Why Using The Shiny Side Of Parchment Paper Actually Matters

After a long day in the kitchen, there are few things worse than realizing your cake is stuck in the pan. Or opening the oven to find your roasted sweet potatoes have become one with your baking sheet. We've all been there. Thankfully, parchment paper helps decrease those heart-stopping moments.

Not to be confused with wax paper — which you should keep away from hot ovens — parchment paper is nonstick, oven-safe, and easy to trim. Bakers and cooks trust it to protect their cookware from burnt bits and tough stains. But take a closer look at the paper, and you'll sometimes notice that one side is glossy and the other side is dull. It's tempting to assume both sides are created equal, but that's not always the case.

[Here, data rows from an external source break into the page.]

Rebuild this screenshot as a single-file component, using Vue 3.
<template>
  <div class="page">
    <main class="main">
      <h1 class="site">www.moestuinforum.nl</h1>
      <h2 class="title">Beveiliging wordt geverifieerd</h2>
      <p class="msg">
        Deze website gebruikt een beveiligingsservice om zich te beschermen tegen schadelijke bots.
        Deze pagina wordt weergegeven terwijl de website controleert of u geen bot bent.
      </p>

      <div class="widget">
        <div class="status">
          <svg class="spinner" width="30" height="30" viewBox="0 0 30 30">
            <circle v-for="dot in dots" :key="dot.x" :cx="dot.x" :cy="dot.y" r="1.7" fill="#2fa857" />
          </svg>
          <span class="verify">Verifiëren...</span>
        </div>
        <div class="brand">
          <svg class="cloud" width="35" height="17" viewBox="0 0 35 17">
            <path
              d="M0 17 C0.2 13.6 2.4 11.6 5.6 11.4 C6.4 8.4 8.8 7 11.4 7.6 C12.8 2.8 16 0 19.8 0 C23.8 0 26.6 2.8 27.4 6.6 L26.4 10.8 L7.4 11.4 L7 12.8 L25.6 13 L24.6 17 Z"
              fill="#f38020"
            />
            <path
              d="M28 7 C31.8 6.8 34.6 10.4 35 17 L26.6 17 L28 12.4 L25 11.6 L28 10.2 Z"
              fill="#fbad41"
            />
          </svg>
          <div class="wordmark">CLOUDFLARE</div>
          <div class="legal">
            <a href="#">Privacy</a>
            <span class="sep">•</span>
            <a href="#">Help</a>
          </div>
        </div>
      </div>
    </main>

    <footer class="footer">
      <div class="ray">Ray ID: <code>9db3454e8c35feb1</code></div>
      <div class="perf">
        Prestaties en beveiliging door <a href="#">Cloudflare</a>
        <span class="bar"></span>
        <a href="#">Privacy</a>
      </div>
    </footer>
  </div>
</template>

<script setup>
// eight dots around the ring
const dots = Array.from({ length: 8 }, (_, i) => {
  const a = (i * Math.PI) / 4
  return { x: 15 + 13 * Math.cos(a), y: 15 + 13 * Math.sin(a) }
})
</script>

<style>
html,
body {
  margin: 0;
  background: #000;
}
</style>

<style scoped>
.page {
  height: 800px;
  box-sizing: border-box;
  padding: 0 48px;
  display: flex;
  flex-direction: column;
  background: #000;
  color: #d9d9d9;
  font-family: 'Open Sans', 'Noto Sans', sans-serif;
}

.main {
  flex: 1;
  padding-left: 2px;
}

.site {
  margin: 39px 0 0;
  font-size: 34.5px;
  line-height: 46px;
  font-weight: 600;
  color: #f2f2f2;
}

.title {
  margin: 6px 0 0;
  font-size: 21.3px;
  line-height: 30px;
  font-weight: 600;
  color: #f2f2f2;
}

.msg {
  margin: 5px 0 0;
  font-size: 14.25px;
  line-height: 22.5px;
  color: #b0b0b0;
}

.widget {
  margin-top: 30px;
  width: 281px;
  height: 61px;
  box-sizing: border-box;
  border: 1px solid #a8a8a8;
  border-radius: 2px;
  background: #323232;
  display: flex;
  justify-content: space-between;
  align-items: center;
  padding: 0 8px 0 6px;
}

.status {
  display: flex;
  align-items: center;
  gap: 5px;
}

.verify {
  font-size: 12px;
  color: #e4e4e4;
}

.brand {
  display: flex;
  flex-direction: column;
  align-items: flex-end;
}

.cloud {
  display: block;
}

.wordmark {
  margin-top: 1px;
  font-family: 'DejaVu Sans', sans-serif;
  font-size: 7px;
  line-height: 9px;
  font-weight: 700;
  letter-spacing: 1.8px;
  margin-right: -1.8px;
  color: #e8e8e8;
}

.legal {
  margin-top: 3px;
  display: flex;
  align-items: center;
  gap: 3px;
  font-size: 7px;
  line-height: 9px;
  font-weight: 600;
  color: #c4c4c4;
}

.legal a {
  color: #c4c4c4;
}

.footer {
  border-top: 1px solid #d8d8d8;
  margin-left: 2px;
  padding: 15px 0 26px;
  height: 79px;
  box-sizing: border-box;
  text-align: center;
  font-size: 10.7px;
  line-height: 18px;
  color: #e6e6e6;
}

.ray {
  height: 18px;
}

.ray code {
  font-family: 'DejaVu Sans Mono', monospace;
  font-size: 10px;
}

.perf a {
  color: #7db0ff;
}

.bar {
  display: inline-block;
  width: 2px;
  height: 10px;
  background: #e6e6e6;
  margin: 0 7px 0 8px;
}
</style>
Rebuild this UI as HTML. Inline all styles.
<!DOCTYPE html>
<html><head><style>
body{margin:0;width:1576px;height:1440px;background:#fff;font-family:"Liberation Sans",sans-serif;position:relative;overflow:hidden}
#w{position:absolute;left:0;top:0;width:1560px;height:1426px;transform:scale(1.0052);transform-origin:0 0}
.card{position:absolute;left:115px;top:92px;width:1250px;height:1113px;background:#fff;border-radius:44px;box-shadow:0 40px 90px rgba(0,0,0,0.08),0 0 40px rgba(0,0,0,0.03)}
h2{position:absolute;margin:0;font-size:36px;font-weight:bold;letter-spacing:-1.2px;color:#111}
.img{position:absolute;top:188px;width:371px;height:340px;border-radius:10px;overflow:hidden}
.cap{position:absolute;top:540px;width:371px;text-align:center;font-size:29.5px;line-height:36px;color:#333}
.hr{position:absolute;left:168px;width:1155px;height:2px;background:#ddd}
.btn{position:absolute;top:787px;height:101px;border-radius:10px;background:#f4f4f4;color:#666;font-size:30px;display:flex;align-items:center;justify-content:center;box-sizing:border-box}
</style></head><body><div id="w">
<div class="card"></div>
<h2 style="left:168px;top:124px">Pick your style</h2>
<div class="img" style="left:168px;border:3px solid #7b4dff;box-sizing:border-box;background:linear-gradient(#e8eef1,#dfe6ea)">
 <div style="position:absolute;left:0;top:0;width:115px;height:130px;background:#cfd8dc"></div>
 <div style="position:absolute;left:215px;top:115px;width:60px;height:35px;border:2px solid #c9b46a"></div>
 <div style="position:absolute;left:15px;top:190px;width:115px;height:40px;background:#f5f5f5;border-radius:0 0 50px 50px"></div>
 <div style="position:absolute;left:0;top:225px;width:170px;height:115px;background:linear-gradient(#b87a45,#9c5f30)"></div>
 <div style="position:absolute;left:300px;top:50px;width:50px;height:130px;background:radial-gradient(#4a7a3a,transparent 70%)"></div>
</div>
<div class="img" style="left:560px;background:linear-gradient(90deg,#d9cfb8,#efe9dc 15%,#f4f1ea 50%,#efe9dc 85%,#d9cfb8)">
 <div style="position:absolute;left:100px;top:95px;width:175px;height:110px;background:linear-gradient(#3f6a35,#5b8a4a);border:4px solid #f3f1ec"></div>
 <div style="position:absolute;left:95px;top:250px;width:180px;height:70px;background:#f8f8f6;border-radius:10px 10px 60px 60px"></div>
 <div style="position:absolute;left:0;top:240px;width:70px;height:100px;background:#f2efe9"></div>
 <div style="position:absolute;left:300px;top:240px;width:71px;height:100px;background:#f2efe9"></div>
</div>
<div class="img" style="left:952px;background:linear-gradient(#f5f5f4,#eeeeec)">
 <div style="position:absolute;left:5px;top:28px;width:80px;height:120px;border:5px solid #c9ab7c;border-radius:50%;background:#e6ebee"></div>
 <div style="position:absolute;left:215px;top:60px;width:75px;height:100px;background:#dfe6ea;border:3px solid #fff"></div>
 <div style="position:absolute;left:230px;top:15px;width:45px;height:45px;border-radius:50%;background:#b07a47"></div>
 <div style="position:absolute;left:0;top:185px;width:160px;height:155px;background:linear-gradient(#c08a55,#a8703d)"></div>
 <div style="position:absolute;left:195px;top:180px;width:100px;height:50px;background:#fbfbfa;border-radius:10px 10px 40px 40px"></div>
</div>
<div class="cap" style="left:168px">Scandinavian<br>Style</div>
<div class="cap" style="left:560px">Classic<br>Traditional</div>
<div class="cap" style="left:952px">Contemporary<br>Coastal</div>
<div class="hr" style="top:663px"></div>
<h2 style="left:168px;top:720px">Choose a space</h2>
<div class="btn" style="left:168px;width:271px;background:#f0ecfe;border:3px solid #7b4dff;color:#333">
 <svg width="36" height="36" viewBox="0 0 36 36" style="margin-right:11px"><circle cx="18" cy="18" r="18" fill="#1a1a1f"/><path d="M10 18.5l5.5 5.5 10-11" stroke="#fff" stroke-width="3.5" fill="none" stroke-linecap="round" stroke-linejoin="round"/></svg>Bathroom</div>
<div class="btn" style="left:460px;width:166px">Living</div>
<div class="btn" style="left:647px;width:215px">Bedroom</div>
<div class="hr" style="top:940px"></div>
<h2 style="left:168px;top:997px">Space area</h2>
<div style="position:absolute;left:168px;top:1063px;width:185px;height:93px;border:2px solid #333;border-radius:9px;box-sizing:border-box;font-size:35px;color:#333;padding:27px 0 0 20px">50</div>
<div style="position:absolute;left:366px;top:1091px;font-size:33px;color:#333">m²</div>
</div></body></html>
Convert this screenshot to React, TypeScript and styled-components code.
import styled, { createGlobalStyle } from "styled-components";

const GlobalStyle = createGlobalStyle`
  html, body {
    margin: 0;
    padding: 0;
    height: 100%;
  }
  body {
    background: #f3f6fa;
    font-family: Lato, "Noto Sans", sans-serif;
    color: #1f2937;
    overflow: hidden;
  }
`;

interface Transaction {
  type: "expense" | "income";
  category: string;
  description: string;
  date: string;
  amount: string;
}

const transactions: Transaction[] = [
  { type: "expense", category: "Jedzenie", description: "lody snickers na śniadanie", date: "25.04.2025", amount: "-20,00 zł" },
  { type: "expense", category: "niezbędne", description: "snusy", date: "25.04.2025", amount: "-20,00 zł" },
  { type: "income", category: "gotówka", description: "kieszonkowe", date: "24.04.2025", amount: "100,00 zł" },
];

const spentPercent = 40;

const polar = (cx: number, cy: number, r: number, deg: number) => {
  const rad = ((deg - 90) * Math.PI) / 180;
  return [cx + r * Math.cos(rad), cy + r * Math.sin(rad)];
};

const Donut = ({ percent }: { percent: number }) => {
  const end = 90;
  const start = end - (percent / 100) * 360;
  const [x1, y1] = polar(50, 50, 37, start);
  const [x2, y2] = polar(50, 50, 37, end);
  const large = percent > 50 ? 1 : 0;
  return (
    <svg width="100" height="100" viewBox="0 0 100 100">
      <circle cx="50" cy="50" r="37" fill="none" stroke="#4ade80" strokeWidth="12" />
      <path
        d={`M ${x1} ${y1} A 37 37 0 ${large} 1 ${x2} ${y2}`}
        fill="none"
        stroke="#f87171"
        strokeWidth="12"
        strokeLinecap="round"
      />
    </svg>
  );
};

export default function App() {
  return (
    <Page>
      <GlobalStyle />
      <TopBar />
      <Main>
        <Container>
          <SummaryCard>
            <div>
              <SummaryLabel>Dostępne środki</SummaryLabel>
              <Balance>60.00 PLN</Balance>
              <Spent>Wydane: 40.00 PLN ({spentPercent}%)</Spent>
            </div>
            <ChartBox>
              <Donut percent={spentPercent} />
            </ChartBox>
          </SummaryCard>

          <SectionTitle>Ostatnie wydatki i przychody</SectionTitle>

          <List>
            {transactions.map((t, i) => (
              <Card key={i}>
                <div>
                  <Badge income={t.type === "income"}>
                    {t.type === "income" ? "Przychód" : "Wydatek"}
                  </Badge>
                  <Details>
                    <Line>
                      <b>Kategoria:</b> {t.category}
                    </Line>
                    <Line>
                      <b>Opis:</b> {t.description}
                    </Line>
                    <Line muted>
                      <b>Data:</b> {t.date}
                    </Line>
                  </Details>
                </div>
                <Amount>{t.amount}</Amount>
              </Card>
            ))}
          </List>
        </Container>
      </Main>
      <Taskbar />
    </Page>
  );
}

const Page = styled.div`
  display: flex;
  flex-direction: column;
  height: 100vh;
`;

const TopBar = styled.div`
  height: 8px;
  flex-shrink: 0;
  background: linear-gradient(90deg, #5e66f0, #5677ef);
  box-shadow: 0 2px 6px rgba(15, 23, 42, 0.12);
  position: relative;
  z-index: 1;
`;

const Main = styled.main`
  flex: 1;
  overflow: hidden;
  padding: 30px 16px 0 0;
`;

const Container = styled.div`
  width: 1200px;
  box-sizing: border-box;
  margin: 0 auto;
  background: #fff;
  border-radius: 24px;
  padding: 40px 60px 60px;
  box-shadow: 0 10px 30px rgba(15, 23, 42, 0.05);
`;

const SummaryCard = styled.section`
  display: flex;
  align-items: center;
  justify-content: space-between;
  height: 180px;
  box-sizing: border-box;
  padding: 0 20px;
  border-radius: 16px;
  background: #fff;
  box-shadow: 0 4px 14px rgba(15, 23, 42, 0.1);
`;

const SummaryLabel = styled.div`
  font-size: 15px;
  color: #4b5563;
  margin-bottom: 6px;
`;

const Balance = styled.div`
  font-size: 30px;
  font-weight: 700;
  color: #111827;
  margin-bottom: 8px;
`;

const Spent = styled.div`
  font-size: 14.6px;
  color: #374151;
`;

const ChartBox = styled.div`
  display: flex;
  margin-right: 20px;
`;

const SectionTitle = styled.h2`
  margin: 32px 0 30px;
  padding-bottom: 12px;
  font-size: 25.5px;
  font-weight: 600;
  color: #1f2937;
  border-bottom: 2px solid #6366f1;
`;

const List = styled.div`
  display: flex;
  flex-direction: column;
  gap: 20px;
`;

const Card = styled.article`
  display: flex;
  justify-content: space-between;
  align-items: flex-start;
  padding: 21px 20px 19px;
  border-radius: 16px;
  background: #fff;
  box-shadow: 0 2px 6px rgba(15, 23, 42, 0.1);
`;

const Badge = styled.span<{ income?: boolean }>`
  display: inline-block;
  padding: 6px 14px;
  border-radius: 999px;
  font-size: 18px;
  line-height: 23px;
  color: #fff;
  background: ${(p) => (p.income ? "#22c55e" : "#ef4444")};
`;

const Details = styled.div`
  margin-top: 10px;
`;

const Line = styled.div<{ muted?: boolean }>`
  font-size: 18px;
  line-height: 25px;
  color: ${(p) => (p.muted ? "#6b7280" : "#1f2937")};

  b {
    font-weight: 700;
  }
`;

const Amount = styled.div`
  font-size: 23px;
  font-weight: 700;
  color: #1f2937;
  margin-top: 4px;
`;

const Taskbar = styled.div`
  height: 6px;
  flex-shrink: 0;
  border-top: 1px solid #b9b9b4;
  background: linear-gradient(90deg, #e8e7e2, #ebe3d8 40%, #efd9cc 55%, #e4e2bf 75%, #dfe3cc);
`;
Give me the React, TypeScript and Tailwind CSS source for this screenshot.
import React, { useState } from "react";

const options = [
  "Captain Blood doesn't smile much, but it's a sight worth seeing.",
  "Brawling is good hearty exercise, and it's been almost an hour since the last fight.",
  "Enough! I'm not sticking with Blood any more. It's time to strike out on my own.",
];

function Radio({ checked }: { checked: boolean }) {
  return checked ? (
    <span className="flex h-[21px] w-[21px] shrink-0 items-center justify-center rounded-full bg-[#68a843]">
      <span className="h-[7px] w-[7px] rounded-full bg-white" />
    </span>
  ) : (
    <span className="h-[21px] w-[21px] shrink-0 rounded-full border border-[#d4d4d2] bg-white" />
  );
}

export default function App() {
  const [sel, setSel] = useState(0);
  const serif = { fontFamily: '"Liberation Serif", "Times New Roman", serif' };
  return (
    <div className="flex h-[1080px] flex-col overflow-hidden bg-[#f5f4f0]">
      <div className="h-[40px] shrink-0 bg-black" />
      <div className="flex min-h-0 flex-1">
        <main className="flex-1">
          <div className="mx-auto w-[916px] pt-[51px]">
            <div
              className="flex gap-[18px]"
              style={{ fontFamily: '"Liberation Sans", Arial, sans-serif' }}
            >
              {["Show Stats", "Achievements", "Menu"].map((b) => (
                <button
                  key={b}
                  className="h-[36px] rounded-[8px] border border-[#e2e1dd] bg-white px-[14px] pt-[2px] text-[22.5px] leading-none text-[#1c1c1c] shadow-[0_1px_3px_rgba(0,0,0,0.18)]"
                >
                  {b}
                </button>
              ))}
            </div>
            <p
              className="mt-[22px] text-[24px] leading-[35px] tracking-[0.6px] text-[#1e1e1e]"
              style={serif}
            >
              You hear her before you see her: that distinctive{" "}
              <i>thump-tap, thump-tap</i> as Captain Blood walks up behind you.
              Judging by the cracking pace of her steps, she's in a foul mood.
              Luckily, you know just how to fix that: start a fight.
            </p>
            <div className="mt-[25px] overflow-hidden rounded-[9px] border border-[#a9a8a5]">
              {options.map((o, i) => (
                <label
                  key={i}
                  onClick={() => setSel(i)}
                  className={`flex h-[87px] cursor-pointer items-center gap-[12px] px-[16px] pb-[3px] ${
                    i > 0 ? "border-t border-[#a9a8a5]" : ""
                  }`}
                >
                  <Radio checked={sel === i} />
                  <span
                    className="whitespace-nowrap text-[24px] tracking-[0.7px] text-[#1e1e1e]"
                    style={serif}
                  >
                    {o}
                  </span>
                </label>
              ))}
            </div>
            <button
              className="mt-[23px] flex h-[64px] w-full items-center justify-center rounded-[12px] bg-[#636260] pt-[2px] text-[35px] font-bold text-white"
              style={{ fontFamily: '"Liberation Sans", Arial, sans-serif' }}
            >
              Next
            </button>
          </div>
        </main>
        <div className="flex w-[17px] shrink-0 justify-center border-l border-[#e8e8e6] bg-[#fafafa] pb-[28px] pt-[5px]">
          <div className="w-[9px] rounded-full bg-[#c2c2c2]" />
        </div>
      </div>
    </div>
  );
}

The paper gets its shine and heat protection from a silicone coating. While some manufacturers dip both sides of their sheets in the protective adhesive, others do not. To get the full benefit of the parchment liner, it's important to check your roll and make sure the glossy side points up.

How parchment paper works

Parchment paper gets its power from the same material used to make reusable baking mats: silicone. The polymer is an insulator, which means it heats evenly, but it won't hold onto that heat for long. After sitting for a few minutes on the counter, it will be cool to the touch. The rubbery substance also resists the pull of sticky foods, allowing spatulas to do their thing with ease.

Though both are helpful, parchment paper has a few advantages over silicone mats. Bakers can trim it to fit any shape or mold, and cooks can cut it down to size before lining their air fryers and trays. The thinness of the liner also allows heat to penetrate quickly and deeply, resulting in caramelized roasted vegetables and toasty brown sheet pan dinners. To make sure the paper stays put, dab or spray water on the tray first.

However, it's important to note that the liners are only intended to withstand temperatures up to 425 to 450 degrees Fahrenheit, so it's not a good choice when you need to use the broiler — try greased aluminum foil instead.

Hot and cold tips for using the liner

Once you've got the hang of placing the shiny side of the parchment paper up to ensure the best possible baking results, there are plenty of other creative ways to use the kitchen tool. One classic method is the French technique en papillote or cooking in a pouch. The paper allows fish or vegetables to gently steam in the oven, like in this salmon en papillote with persillade recipe.

Outside of the oven, you can also employ a parchment paper hack for storing raw bacon that takes advantage of the wrapping approach. With a few simple folds, the material can protect leftover ingredients — like bacon slices — before they go into the freezer. At room temperature, a nonstick sheet can keep surfaces clean while you ice cakes, dip chocolate-coated treats, and roll out dough. Parchment paper can even go in the microwave – though at roughly $4 to $5 for a 50-square-foot roll, it's worth saving for messier projects.